Excepto o preço do contrato, este desfecho não é necessariamente uma surpresa agora que o Governo quis garantir o avanço da LAV para aproveitar fundos comunitários. Porém, de acordo com documentos da Infraestruturas de Portugal, Santiago Calatrava vai fazer sensivelmente o mesmo que fez quando foi contratado em 2008 pela RAVE para a “prestação de serviços de arquitectura e engenharia relativos à ampliação da Estação do Oriente e sua adaptação à Alta Velocidade”.

O PÁGINA UM não consegui ainda apurar qual o valor pago pela RAVE ao arquitecto espanhol, mas sabe que, apesar do projecto de execução ter sido entregue em 2011, já não pode ser agora usado, porque, “como não chegou à fase de obra (…), o respectivo contrato que lhe deu origem [foi] extinto”.

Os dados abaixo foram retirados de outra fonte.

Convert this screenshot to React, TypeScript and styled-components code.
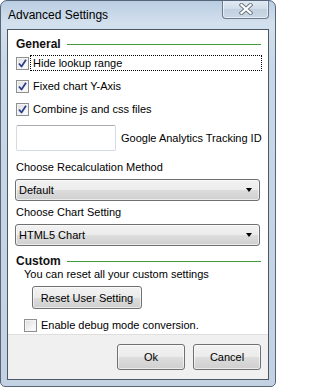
import styled, { createGlobalStyle } from "styled-components";

const GlobalStyle = createGlobalStyle`
  html, body {
    margin: 0;
    padding: 0;
    background: #ffffff;
  }
  * {
    box-sizing: border-box;
  }
`;

const CheckMark = () => (
  <svg width="9" height="9" viewBox="0 0 9 9">
    <path d="M1 4.5 L3.5 7.5 L8 0.8" fill="none" stroke="#2c3f8a" strokeWidth="1.8" strokeLinejoin="round" />
  </svg>
);

const CheckBox = ({ checked }: { checked: boolean }) => (
  <Box>{checked && <CheckMark />}</Box>
);

const App = () => {
  return (
    <>
      <GlobalStyle />
      <Window>
        <TitleBar>
          <Title>Advanced Settings</Title>
          <CloseButton>
            <svg width="14" height="12" viewBox="0 0 14 12">
              <path d="M2.5 2 L11.5 10 M11.5 2 L2.5 10" stroke="#6f7a87" strokeWidth="4.2" strokeLinecap="square" />
              <path d="M2.5 2 L11.5 10 M11.5 2 L2.5 10" stroke="#ffffff" strokeWidth="2.2" strokeLinecap="square" />
            </svg>
          </CloseButton>
        </TitleBar>

        <Client>
          <Content>
            <GroupHeading $top={7}>
              <HeadingText>General</HeadingText>
              <HeadingLine />
            </GroupHeading>

            <CheckRow $top={4}>
              <CheckBox checked />
              <CheckLabel $focused>Hide lookup range</CheckLabel>
            </CheckRow>
            <CheckRow $top={7}>
              <CheckBox checked />
              <CheckLabel>Fixed chart Y-Axis</CheckLabel>
            </CheckRow>
            <CheckRow $top={7}>
              <CheckBox checked />
              <CheckLabel>Combine js and css files</CheckLabel>
            </CheckRow>

            <InputRow>
              <TextInput />
              <Label>Google Analytics Tracking ID</Label>
            </InputRow>

            <FieldLabel $top={10}>Choose Recalculation Method</FieldLabel>
            <Select>
              <span>Default</span>
              <Arrow />
            </Select>

            <FieldLabel $top={5}>Choose Chart Setting</FieldLabel>
            <Select>
              <span>HTML5 Chart</span>
              <Arrow />
            </Select>

            <GroupHeading $top={8}>
              <HeadingText>Custom</HeadingText>
              <HeadingLine />
            </GroupHeading>
            <Note>You can reset all your custom settings</Note>
            <ResetButton>Reset User Setting</ResetButton>

            <DebugRow>
              <CheckBox checked={false} />
              <Label>Enable debug mode conversion.</Label>
            </DebugRow>
          </Content>

          <Footer>
            <DialogButton>Ok</DialogButton>
            <DialogButton>Cancel</DialogButton>
          </Footer>
        </Client>
      </Window>
    </>
  );
};

const Window = styled.div`
  width: 276px;
  height: 387px;
  display: flex;
  flex-direction: column;
  border: 1px solid #56657a;
  border-radius: 7px 7px 5px 5px;
  background: linear-gradient(180deg, #b9cde2 0%, #d3e0ed 22px, #c9d8e7 60px, #c3d2e2 100%);
  font-family: "Liberation Sans", Arial, sans-serif;
  font-size: 11px;
  color: #000000;
  overflow: hidden;
`;

const TitleBar = styled.div`
  height: 28px;
  display: flex;
  align-items: flex-start;
  justify-content: space-between;
  padding: 0 6px 0 7px;
`;

const Title = styled.div`
  font-size: 12px;
  line-height: 28px;
  color: #000000;
`;

const CloseButton = styled.div`
  width: 47px;
  height: 19px;
  margin-top: -1px;
  display: flex;
  align-items: center;
  justify-content: center;
  border: 1px solid #6b7a8e;
  border-top: none;
  border-radius: 0 0 4px 4px;
  background: linear-gradient(180deg, #e2ebf4 0%, #d0dde9 50%, #c1d0df 51%, #cad8e6 100%);
  box-shadow: inset 0 0 0 1px rgba(255, 255, 255, 0.55);
`;

const Client = styled.div`
  margin: 0 6px 6px 6px;
  flex: 1;
  display: flex;
  flex-direction: column;
  border: 1px solid #4c5766;
  background: #f0f0f0;
`;

const Content = styled.div`
  height: 305px;
  display: flex;
  flex-direction: column;
  align-items: flex-start;
  padding: 0 6px 0 8px;
  background: #ffffff;
  border-bottom: 1px solid #dfdfdf;
`;

const GroupHeading = styled.div<{ $top: number }>`
  width: 100%;
  height: 14px;
  margin-top: ${(p) => p.$top}px;
  display: flex;
  align-items: center;
  gap: 6px;
`;

const HeadingText = styled.div`
  font-size: 12px;
  font-weight: bold;
  color: #111111;
  line-height: 14px;
`;

const HeadingLine = styled.div`
  flex: 1;
  height: 1px;
  margin-right: 1px;
  background: #3f9a3a;
`;

const CheckRow = styled.div<{ $top: number }>`
  width: 100%;
  height: 16px;
  margin-top: ${(p) => p.$top}px;
  display: flex;
  align-items: center;
  gap: 1px;
`;

const Box = styled.div`
  width: 13px;
  height: 13px;
  flex: none;
  display: flex;
  align-items: center;
  justify-content: center;
  border: 1px solid #8e8f8f;
  background: linear-gradient(135deg, #dcdcdc 0%, #f4f4f4 60%, #ffffff 100%);
  box-shadow: inset 0 0 0 1px #f4f4f4;
`;

const CheckLabel = styled.div<{ $focused?: boolean }>`
  flex: 1;
  height: 16px;
  line-height: 14px;
  padding-left: 2px;
  border: 1px dotted ${(p) => (p.$focused ? "#000000" : "transparent")};
  white-space: nowrap;
`;

const Label = styled.div`
  white-space: nowrap;
  line-height: 13px;
`;

const InputRow = styled.div`
  margin-top: 8px;
  display: flex;
  align-items: center;
  gap: 5px;
`;

const TextInput = styled.div`
  width: 100px;
  height: 26px;
  border: 1px solid #d5dbe3;
  border-top-color: #abadb3;
  border-radius: 2px;
  background: #ffffff;
`;

const FieldLabel = styled.div<{ $top: number }>`
  margin-top: ${(p) => p.$top}px;
  line-height: 13px;
  white-space: nowrap;
`;

const Select = styled.div`
  width: 245px;
  height: 22px;
  margin: 5px 0 0 -1px;
  display: flex;
  align-items: center;
  justify-content: space-between;
  padding: 0 7px 0 3px;
  border: 1px solid #707070;
  border-radius: 3px;
  background: linear-gradient(180deg, #f2f2f2 0%, #ebebeb 50%, #dddddd 51%, #cfcfcf 100%);
  box-shadow: inset 0 0 0 1px rgba(255, 255, 255, 0.6);
`;

const Arrow = styled.div`
  width: 0;
  height: 0;
  border-left: 3px solid transparent;
  border-right: 3px solid transparent;
  border-top: 4px solid #000000;
`;

const Note = styled.div`
  margin-left: 8px;
  line-height: 13px;
  white-space: nowrap;
`;

const ButtonBase = styled.div`
  display: flex;
  align-items: center;
  justify-content: center;
  border: 1px solid #707070;
  border-radius: 3px;
  background: linear-gradient(180deg, #f2f2f2 0%, #ebebeb 50%, #dddddd 51%, #cfcfcf 100%);
  box-shadow: inset 0 0 0 1px rgba(255, 255, 255, 0.6);
  white-space: nowrap;
`;

const ResetButton = styled(ButtonBase)`
  width: 110px;
  height: 23px;
  margin: 5px 0 0 16px;
`;

const DebugRow = styled.div`
  margin: 10px 0 0 8px;
  height: 13px;
  display: flex;
  align-items: center;
  gap: 4px;
`;

const Footer = styled.div`
  flex: 1;
  display: flex;
  align-items: flex-start;
  justify-content: flex-end;
  gap: 8px;
  padding: 9px 7px 0 0;
`;

const DialogButton = styled(ButtonBase)`
  width: 68px;
  height: 26px;
`;

export default App;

Ou seja, basicamente, com o contrato de 10,4 milhões de euros, a Infraestruturas de Portugal confessa que “pretende, agora, que o projeto desenvolvido pela ex-RAVE em 2011 seja revisto e atualizadoi, de acordo com o normativo legal em vigor e com os novos requisitos técnicos e funcionais do projecto AV [Alta Velocidade] e, complementarmente à ampliação, que seja desenvolvido o projecto de reabilitação da estação atual”.

No registo do Portal Base deste contrato, publicado hoje, refere-se que a avaliação custo-benefício deixou de ser aplicável aos procedimentos de formação de contratos que se destinem à execução de projetos financiados ou cofinanciados por fundos europeus. Ou seja, é gastar sem saber se vale o investimento.